(EDITOR’S NOTE: This is the first of two stories regarding Tuesday, Oct. 2’s meeting of the Mingo County Board of Education.)
WILLIAMSON — The Mingo County Board of Education met Tuesday evening and heard a presentation from Transportation Director of Mingo County Schools Joe Howard.
Howard began by saying that a total of 54 buses serve the county which altogether reach close to 900,000 miles traveled each year. Four new buses are purchased every year to swap out older ones, with two of them this year being special needs buses, with Howard saying that those buses were an important concern for him.
He also said that currently five new trainees were were being trained, with two of them being tested soon, possibly as early as this week. Howard said that the bus drivers for Mingo County “have to drive a lot of times when they shouldn’t,” like when they are sick, and praised them for their dedication, but said that it would be good to have back-ups.
Lastly, he noted that the county only purchases one brand of bus, International, so that mechanics can be familiar with the buses and said that it cut down the cost and difficultly in finding replacement parts.
When asked about the details of the new buses each year from the board members, Howard said that the number was mandated by the state and talked on the price involved when President William Duty asked.
“Nine years ago, a bus was around $60,000,” Howard said. “Now it’s closer to $100,000.”
Duty asked how wrecked buses were handled and where insurance money would go. Over the last six years, Howard said, seven buses had been lost to accidents.
“Usually when wrecked, the money is put into a bus fund,” Howard said.
He likened buses to cars, saying that they quickly lose their value after the first year. As an example, he said that a wrecked bus from 2006 could in no way pay for a new 2012 bus.
He said that the money in the fund builds up until it reaches the threshold when another bus could be purchased to replace a wrecked bus.
Duty also asked about the miles per gallon and whether or not gas prices had risen for the buses.

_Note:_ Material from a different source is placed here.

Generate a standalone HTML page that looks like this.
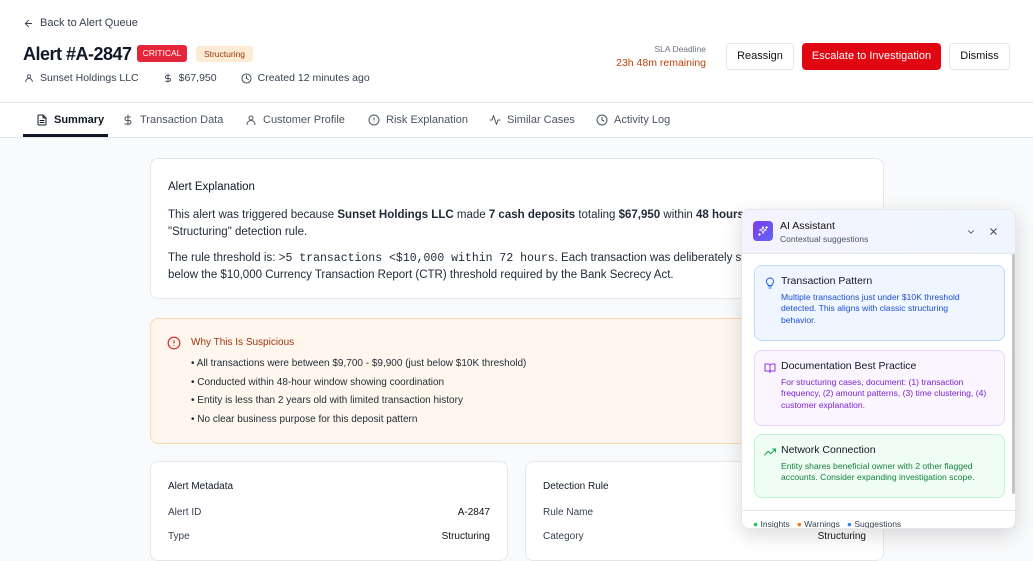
<!DOCTYPE html>
<html><head><meta charset="utf-8"><style>
*{box-sizing:border-box;margin:0;padding:0}
body{width:1033px;height:546px;overflow:hidden;font-family:"Liberation Sans",sans-serif;background:#f9fafb;color:#111827;position:relative}
.hdr{position:absolute;left:0;top:0;width:1033px;height:103px;background:#fff;border-bottom:1px solid #e5e7eb}
.tabs{position:absolute;left:0;top:103px;width:1033px;height:35px;background:#fff;border-bottom:1px solid #e5e7eb}
.tab{position:absolute;top:0;height:34px;line-height:33px;font-size:11px;color:#4b5563;display:flex;align-items:center;gap:6px}
.tab svg{width:12px;height:12px}
.abs{position:absolute}
.card{position:absolute;background:#fff;border:1px solid #e5e7eb;border-radius:8px}
svg{fill:none;stroke:currentColor;stroke-width:2;stroke-linecap:round;stroke-linejoin:round}
.btn{position:absolute;top:43px;height:27px;border:1px solid #e5e7eb;border-radius:4px;background:#fff;font-size:11px;text-align:center;line-height:25px;color:#111}
.sug{position:absolute;left:12px;width:251px;border-radius:8px;padding:10px 28px 0 26px;font-size:8.6px;line-height:11.7px}
.sug b{display:block;font-weight:normal;font-size:10.5px;color:#111827;margin-bottom:4px}
.sug svg{position:absolute;left:9px;top:11px;width:12px;height:12px}
</style></head><body>
<div class="hdr">
 <div class="abs" style="left:23px;top:17px;font-size:11px;color:#374151;display:flex;align-items:center;gap:6px"><svg width="11" height="11" viewBox="0 0 24 24"><path d="M19 12H5M12 19l-7-7 7-7"/></svg>Back to Alert Queue</div>
 <div class="abs" style="left:23px;top:44px;font-size:18px;font-weight:bold;letter-spacing:-0.5px">Alert #A-2847</div>
 <div class="abs" style="left:137px;top:45px;width:50px;height:17px;background:#e5263a;border-radius:3px;color:#fff;font-size:8.5px;line-height:17px;text-align:center">CRITICAL</div>
 <div class="abs" style="left:196px;top:46px;width:57px;height:16px;background:#fdebd3;border-radius:3px;color:#9a3412;font-size:8.5px;line-height:16px;text-align:center">Structuring</div>
 <div class="abs" style="left:24px;top:72px;font-size:10.5px;color:#374151;display:flex;align-items:center;gap:6px"><svg width="10" height="10" viewBox="0 0 24 24"><circle cx="12" cy="8" r="4"/><path d="M4 21a8 8 0 0 1 16 0"/></svg>Sunset Holdings LLC<span style="width:12px"></span><svg width="10" height="10" viewBox="0 0 24 24"><path d="M12 2v20M17 6H9.5a3.5 3.5 0 0 0 0 7h5a3.5 3.5 0 0 1 0 7H6"/></svg>$67,950<span style="width:12px"></span><svg width="11" height="11" viewBox="0 0 24 24"><circle cx="12" cy="12" r="10"/><path d="M12 6v6l4 2"/></svg>Created 12 minutes ago</div>
 <div class="abs" style="right:327px;top:44px;text-align:right;font-size:8.5px;color:#6b7280">SLA Deadline<div style="color:#c2410c;font-size:10.5px;margin-top:3px">23h 48m remaining</div></div>
 <div class="btn" style="left:726px;width:68px">Reassign</div>
 <div class="btn" style="left:802px;width:139px;background:#e00712;border-color:#e00712;color:#fff">Escalate to Investigation</div>
 <div class="btn" style="left:949px;width:61px">Dismiss</div>
</div>
<div class="tabs">
 <div class="tab" style="left:36px;color:#111827;font-weight:bold"><svg viewBox="0 0 24 24"><path d="M14 2H6a2 2 0 0 0-2 2v16a2 2 0 0 0 2 2h12a2 2 0 0 0 2-2V8z"/><path d="M14 2v6h6M16 13H8M16 17H8"/></svg>Summary</div>
 <div class="abs" style="left:23px;top:31px;width:85px;height:3px;background:#111827"></div>
 <div class="tab" style="left:122px"><svg viewBox="0 0 24 24"><path d="M12 2v20M17 6H9.5a3.5 3.5 0 0 0 0 7h5a3.5 3.5 0 0 1 0 7H6"/></svg>Transaction Data</div>
 <div class="tab" style="left:245px"><svg viewBox="0 0 24 24"><circle cx="12" cy="8" r="4"/><path d="M4 21a8 8 0 0 1 16 0"/></svg>Customer Profile</div>
 <div class="tab" style="left:368px"><svg viewBox="0 0 24 24"><circle cx="12" cy="12" r="10"/><path d="M12 8v4M12 16h0"/></svg>Risk Explanation</div>
 <div class="tab" style="left:489px"><svg viewBox="0 0 24 24"><path d="M22 12h-4l-3 9L9 3l-3 9H2"/></svg>Similar Cases</div>
 <div class="tab" style="left:596px"><svg viewBox="0 0 24 24"><circle cx="12" cy="12" r="10"/><path d="M12 6v6l4 2"/></svg>Activity Log</div>
</div>
<div class="card" style="left:150px;top:158px;width:734px;height:141px;padding:20px 17px;font-size:11.5px;line-height:17.5px;color:#1f2937">
 <div style="font-size:11.5px;color:#111827;margin-bottom:10px">Alert Explanation</div>
 <div style="white-space:nowrap">This alert was triggered because <b>Sunset Holdings LLC</b> made <b>7 cash deposits</b> totaling <b>$67,950</b> within <b>48 hours</b></div>
 <div>"Structuring" detection rule.</div>
 <div style="margin-top:8px;white-space:nowrap">The rule threshold is: <span style="font-family:'Liberation Mono',monospace;font-size:11.5px">&gt;5 transactions &lt;$10,000 within 72 hours</span>. Each transaction was deliberately structured</div>
 <div>below the $10,000 Currency Transaction Report (CTR) threshold required by the Bank Secrecy Act.</div>
</div>
<div class="card" style="left:150px;top:318px;width:734px;height:126px;background:#fff7ed;border-color:#fed7aa;padding:18px 0 0 40px;font-size:10px;color:#1f2937">
 <svg class="abs" style="left:16px;top:17px;color:#dc2626" width="14" height="14" viewBox="0 0 24 24"><circle cx="12" cy="12" r="10"/><path d="M12 8v4M12 16h0"/></svg>
 <div style="color:#9a3412;margin-bottom:7px">Why This Is Suspicious</div>
 <div style="line-height:18.7px">• All transactions were between $9,700 - $9,900 (just below $10K threshold)<br>• Conducted within 48-hour window showing coordination<br>• Entity is less than 2 years old with limited transaction history<br>• No clear business purpose for this deposit pattern</div>
</div>
<div class="card" style="left:150px;top:461px;width:358px;height:100px;padding:19px 17px;font-size:10px;color:#374151">
 <div style="color:#111827;margin-bottom:15px">Alert Metadata</div>
 <div style="display:flex;justify-content:space-between;margin-bottom:13px"><span>Alert ID</span><span style="color:#111">A-2847</span></div>
 <div style="display:flex;justify-content:space-between"><span>Type</span><span style="color:#111">Structuring</span></div>
</div>
<div class="card" style="left:525px;top:461px;width:359px;height:100px;padding:19px 17px;font-size:10px;color:#374151">
 <div style="color:#111827;margin-bottom:15px">Detection Rule</div>
 <div style="margin-bottom:13px">Rule Name</div>
 <div style="display:flex;justify-content:space-between"><span>Category</span><span style="color:#111">Structuring</span></div>
</div>
<div class="abs" style="left:741px;top:209px;width:275px;height:320px;background:#fff;border:1px solid #e5e7eb;border-radius:8px;box-shadow:0 6px 20px rgba(0,0,0,.14);overflow:hidden">
 <div style="height:44px;background:linear-gradient(90deg,#f5f3ff,#eff6ff);border-bottom:1px solid #e5e7eb;position:relative">
  <div class="abs" style="left:11px;top:11px;width:20px;height:20px;border-radius:4px;background:linear-gradient(135deg,#7c3aed,#6366f1);color:#fff;display:flex;align-items:center;justify-content:center"><svg width="12" height="12" viewBox="0 0 24 24" style="stroke-width:1.8"><path d="M12 3l1.8 5.2L19 10l-5.2 1.8L12 17l-1.8-5.2L5 10l5.2-1.8z"/><path d="M19 3v4M17 5h4M5 17v4M3 19h4"/></svg></div>
  <div class="abs" style="left:38px;top:10px;font-size:10.5px;color:#111">AI Assistant</div>
  <div class="abs" style="left:38px;top:24px;font-size:8.5px;color:#4b5563">Contextual suggestions</div>
  <svg class="abs" style="left:224px;top:17px;color:#374151" width="10" height="10" viewBox="0 0 24 24"><path d="M6 9l6 6 6-6"/></svg>
  <svg class="abs" style="left:246px;top:16px;color:#374151" width="11" height="11" viewBox="0 0 24 24"><path d="M18 6L6 18M6 6l12 12"/></svg>
 </div>
 <div class="abs" style="left:270px;top:44px;width:3px;height:240px;background:#c4c4c4;border-radius:2px"></div>
 <div class="sug" style="top:55px;height:76px;background:#eff6ff;border:1px solid #bfdbfe;color:#1d4ed8"><svg viewBox="0 0 24 24" style="color:#2563eb"><path d="M9 18h6M10 22h4M12 2a7 7 0 0 0-4 12.7V17h8v-2.3A7 7 0 0 0 12 2z"/></svg><b>Transaction Pattern</b>Multiple transactions just under $10K threshold detected. This aligns with classic structuring behavior.</div>
 <div class="sug" style="top:140px;height:76px;background:#faf5ff;border:1px solid #e9d5ff;color:#7e22ce;padding-right:14px"><svg viewBox="0 0 24 24" style="color:#9333ea"><path d="M2 4h6a4 4 0 0 1 4 4v13a3 3 0 0 0-3-3H2zM22 4h-6a4 4 0 0 0-4 4v13a3 3 0 0 1 3-3h7z"/></svg><b>Documentation Best Practice</b>For structuring cases, document: (1) transaction frequency, (2) amount patterns, (3) time clustering, (4) customer explanation.</div>
 <div class="sug" style="top:224px;height:64px;background:#f0fdf4;border:1px solid #bbf7d0;color:#15803d;padding-right:14px"><svg viewBox="0 0 24 24" style="color:#16a34a"><path d="M23 6l-9.5 9.5-5-5L1 18M17 6h6v6"/></svg><b>Network Connection</b>Entity shares beneficial owner with 2 other flagged accounts. Consider expanding investigation scope.</div>
 <div class="abs" style="left:0;top:300px;width:275px;border-top:1px solid #e5e7eb;padding:8px 0 0 11px;font-size:8.5px;color:#374151;display:flex;gap:7px">
  <span><span style="color:#22c55e">●</span> Insights</span><span><span style="color:#f97316">●</span> Warnings</span><span><span style="color:#3b82f6">●</span> Suggestions</span></div>
</div>
</body></html>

Howard said that prices had been fair, saying that buses now get around six miles per gallon instead of how they used to only get four or five.
Howard was asked also about brake wear on buses and if there had been any issue with buses going up and down the mountain on which Mingo Central High School is located. Howard said there had not been any wear that he knew of and had prevented the problem before it could have begun by using newer buses for the school.
Board member Dave Farley said that he had heard a rumor that buses had been frequently arriving late at the school, between five and 10 minutes and wanted to know if there was any truth to it.
“I’ve not had any calls about that,” Howard said. “Sometimes, drivers may arrive late, but they always have valid excuses. I’ve not heard of anything like that.”
Mingo County Superintendent Randy Keathley praised the bus drivers and local law enforcement, saying that sometimes officers ride on buses to observe traffic and make sure the general public was obeying the mobile stop sign and flashing lights that school buses have. Howard agreed, saying that practice and cameras on the buses had been a boon to bus safety and efficiency.
At the end of the presentation, Duty thanked Howard for being present, speaking to them and for doing he and his drivers for doing their jobs.
“Thank you so much for taking the children and getting them safely to school.”